* **WHAT IS ASKED**
Everything in the data should be repeated exactly, save for the images.

• • •

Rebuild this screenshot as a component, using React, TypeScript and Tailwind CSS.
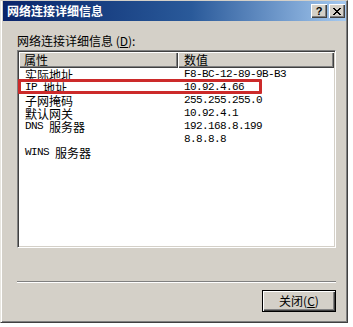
const rows: [string, string][] = [
  ['实际地址', 'F8-BC-12-89-9B-B3'],
  ['IP 地址', '10.92.4.66'],
  ['子网掩码', '255.255.255.0'],
  ['默认网关', '10.92.4.1'],
  ['DNS 服务器', '192.168.8.199'],
  ['', '8.8.8.8'],
  ['WINS 服务器', ''],
]

const cjk = "font-['SimSun','Noto_Sans_CJK_SC',sans-serif]"
const mono = "font-['Liberation_Mono','Noto_Sans_CJK_SC',monospace] text-[11px] tracking-[-0.6px]"

function CellText({ text }: { text: string }) {
  // latin parts in mono, hanzi in CJK font
  const parts = text.split(/([\u4e00-\u9fff]+)/).filter(Boolean)
  return (
    <>
      {parts.map((p, i) =>
        /[\u4e00-\u9fff]/.test(p) ? (
          <span key={i} className={`${cjk} inline-block h-[13px] text-[12px] leading-[13px] align-top`}>
            {p}
          </span>
        ) : (
          <span key={i} className={`${mono} inline-block h-[13px] leading-[13px] align-top whitespace-pre`}>
            {p}
          </span>
        )
      )}
    </>
  )
}

export default function App() {
  return (
    <div className="w-[353px] h-[327px] bg-white overflow-hidden">
      <div className="w-[348px] h-[323px] bg-[#d4d0c8] border-t border-l border-t-[#d4d0c8] border-l-[#e8e6e0] border-r border-b border-r-[#404040] border-b-[#404040] flex flex-col shadow-[inset_1px_0_0_#ffffff,inset_-1px_-1px_0_#808080]">
        {/* title bar */}
        <div className="ml-[2px] mr-[1px] h-[20px] bg-gradient-to-r from-[#0a246a] via-[#2a5a9a] via-55% to-[#a6caf0] flex items-center pl-[4px] pr-[1px]">
          <span className={`${cjk} text-[12px] font-bold text-white flex-1 leading-none`}>
            网络连接详细信息
          </span>
          <div className="flex gap-[2px]">
            <div className="w-[16px] h-[14px] bg-[#d4d0c8] shadow-[inset_1px_1px_0_#ffffff,inset_-1px_-1px_0_#404040,inset_-2px_-2px_0_#808080] flex items-center justify-center font-['Liberation_Sans',sans-serif] font-bold text-[11px] text-black leading-none">
              ?
            </div>
            <div className="w-[16px] h-[14px] bg-[#d4d0c8] shadow-[inset_1px_1px_0_#ffffff,inset_-1px_-1px_0_#404040,inset_-2px_-2px_0_#808080] flex items-center justify-center">
              <svg width="8" height="7" viewBox="0 0 8 7">
                <path d="M0 0 L7 7 M1 0 L8 7 M7 0 L0 7 M8 0 L1 7" stroke="#000" strokeWidth="1" />
              </svg>
            </div>
          </div>
        </div>

        <div className="pl-[16px] pr-[11px] flex flex-col">
          <div className={`${cjk} mt-[13px] h-[14px] text-[12px] leading-[14px] text-black`}>
            网络连接详细信息 (<span className="underline">D</span>):
          </div>

          {/* list */}
          <div className="relative mt-[2px] h-[198px] bg-white border-t border-l border-t-[#808080] border-l-[#808080] border-r border-b border-r-white border-b-white shadow-[inset_1px_1px_0_#404040,inset_-1px_-1px_0_#d4d0c8] p-[1px] flex flex-col overflow-hidden">
            <div className="relative z-10 flex h-[16px] shrink-0">
              <div className={`${cjk} w-[159px] h-full bg-[#d4d0c8] shadow-[inset_1px_1px_0_#ffffff,inset_-1px_-1px_0_#404040,inset_-2px_-2px_0_#808080] pl-[5px] text-[12px] leading-[15px] text-black`}>
                属性
              </div>
              <div className={`${cjk} flex-1 h-full bg-[#d4d0c8] shadow-[inset_1px_1px_0_#ffffff,inset_-1px_-1px_0_#404040,inset_-2px_-2px_0_#808080] pl-[6px] text-[12px] leading-[15px] text-black`}>
                数值
              </div>
            </div>
            <div className="flex flex-col">
              {rows.map(([k, v], i) => (
                <div key={i} className="flex h-[13px] text-black leading-[13px]">
                  <div className="w-[159px] pl-[6px] whitespace-nowrap">
                    <CellText text={k} />
                  </div>
                  <div className="flex-1 pl-[6px] whitespace-nowrap">
                    <CellText text={v} />
                  </div>
                </div>
              ))}
            </div>
            {/* red annotation */}
            <div className="absolute left-0 top-[28px] w-[244px] h-[15px] border-[3px] border-[#cc2a2a] rounded-[1px] pointer-events-none z-20" />
          </div>

          {/* separator */}
          <div className="mt-[33px] h-[2px] border-t border-t-[#808080] border-b border-b-white" />

          <div className="flex justify-end mt-[7px]">
            <div className={`${cjk} w-[74px] h-[22px] border border-black bg-[#d4d0c8] shadow-[inset_1px_1px_0_#ffffff,inset_-1px_-1px_0_#404040,inset_-2px_-2px_0_#808080] flex items-center justify-center text-[12px] text-black leading-none`}>
              关闭(<span className="underline">C</span>)
            </div>
          </div>
        </div>
      </div>
    </div>
  )
}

• • •

* **EXPECTED ANSWER**
Rebuild this screenshot as a component, using React, TypeScript and Tailwind CSS.
const rows: [string, string][] = [
  ['实际地址', 'F8-BC-12-89-9B-B3'],
  ['IP 地址', '10.92.4.66'],
  ['子网掩码', '255.255.255.0'],
  ['默认网关', '10.92.4.1'],
  ['DNS 服务器', '192.168.8.199'],
  ['', '8.8.8.8'],
  ['WINS 服务器', ''],
]

const cjk = "font-['SimSun','Noto_Sans_CJK_SC',sans-serif]"
const mono = "font-['Liberation_Mono','Noto_Sans_CJK_SC',monospace] text-[11px] tracking-[-0.6px]"

function CellText({ text }: { text: string }) {
  // latin parts in mono, hanzi in CJK font
  const parts = text.split(/([\u4e00-\u9fff]+)/).filter(Boolean)
  return (
    <>
      {parts.map((p, i) =>
        /[\u4e00-\u9fff]/.test(p) ? (
          <span key={i} className={`${cjk} inline-block h-[13px] text-[12px] leading-[13px] align-top`}>
            {p}
          </span>
        ) : (
          <span key={i} className={`${mono} inline-block h-[13px] leading-[13px] align-top whitespace-pre`}>
            {p}
          </span>
        )
      )}
    </>
  )
}

export default function App() {
  return (
    <div className="w-[353px] h-[327px] bg-white overflow-hidden">
      <div className="w-[348px] h-[323px] bg-[#d4d0c8] border-t border-l border-t-[#d4d0c8] border-l-[#e8e6e0] border-r border-b border-r-[#404040] border-b-[#404040] flex flex-col shadow-[inset_1px_0_0_#ffffff,inset_-1px_-1px_0_#808080]">
        {/* title bar */}
        <div className="ml-[2px] mr-[1px] h-[20px] bg-gradient-to-r from-[#0a246a] via-[#2a5a9a] via-55% to-[#a6caf0] flex items-center pl-[4px] pr-[1px]">
          <span className={`${cjk} text-[12px] font-bold text-white flex-1 leading-none`}>
            网络连接详细信息
          </span>
          <div className="flex gap-[2px]">
            <div className="w-[16px] h-[14px] bg-[#d4d0c8] shadow-[inset_1px_1px_0_#ffffff,inset_-1px_-1px_0_#404040,inset_-2px_-2px_0_#808080] flex items-center justify-center font-['Liberation_Sans',sans-serif] font-bold text-[11px] text-black leading-none">
              ?
            </div>
            <div className="w-[16px] h-[14px] bg-[#d4d0c8] shadow-[inset_1px_1px_0_#ffffff,inset_-1px_-1px_0_#404040,inset_-2px_-2px_0_#808080] flex items-center justify-center">
              <svg width="8" height="7" viewBox="0 0 8 7">
                <path d="M0 0 L7 7 M1 0 L8 7 M7 0 L0 7 M8 0 L1 7" stroke="#000" strokeWidth="1" />
              </svg>
            </div>
          </div>
        </div>

        <div className="pl-[16px] pr-[11px] flex flex-col">
          <div className={`${cjk} mt-[13px] h-[14px] text-[12px] leading-[14px] text-black`}>
            网络连接详细信息 (<span className="underline">D</span>):
          </div>

          {/* list */}
          <div className="relative mt-[2px] h-[198px] bg-white border-t border-l border-t-[#808080] border-l-[#808080] border-r border-b border-r-white border-b-white shadow-[inset_1px_1px_0_#404040,inset_-1px_-1px_0_#d4d0c8] p-[1px] flex flex-col overflow-hidden">
            <div className="relative z-10 flex h-[16px] shrink-0">
              <div className={`${cjk} w-[159px] h-full bg-[#d4d0c8] shadow-[inset_1px_1px_0_#ffffff,inset_-1px_-1px_0_#404040,inset_-2px_-2px_0_#808080] pl-[5px] text-[12px] leading-[15px] text-black`}>
                属性
              </div>
              <div className={`${cjk} flex-1 h-full bg-[#d4d0c8] shadow-[inset_1px_1px_0_#ffffff,inset_-1px_-1px_0_#404040,inset_-2px_-2px_0_#808080] pl-[6px] text-[12px] leading-[15px] text-black`}>
                数值
              </div>
            </div>
            <div className="flex flex-col">
              {rows.map(([k, v], i) => (
                <div key={i} className="flex h-[13px] text-black leading-[13px]">
                  <div className="w-[159px] pl-[6px] whitespace-nowrap">
                    <CellText text={k} />
                  </div>
                  <div className="flex-1 pl-[6px] whitespace-nowrap">
                    <CellText text={v} />
                  </div>
                </div>
              ))}
            </div>
            {/* red annotation */}
            <div className="absolute left-0 top-[28px] w-[244px] h-[15px] border-[3px] border-[#cc2a2a] rounded-[1px] pointer-events-none z-20" />
          </div>

          {/* separator */}
          <div className="mt-[33px] h-[2px] border-t border-t-[#808080] border-b border-b-white" />

          <div className="flex justify-end mt-[7px]">
            <div className={`${cjk} w-[74px] h-[22px] border border-black bg-[#d4d0c8] shadow-[inset_1px_1px_0_#ffffff,inset_-1px_-1px_0_#404040,inset_-2px_-2px_0_#808080] flex items-center justify-center text-[12px] text-black leading-none`}>
              关闭(<span className="underline">C</span>)
            </div>
          </div>
        </div>
      </div>
    </div>
  )
}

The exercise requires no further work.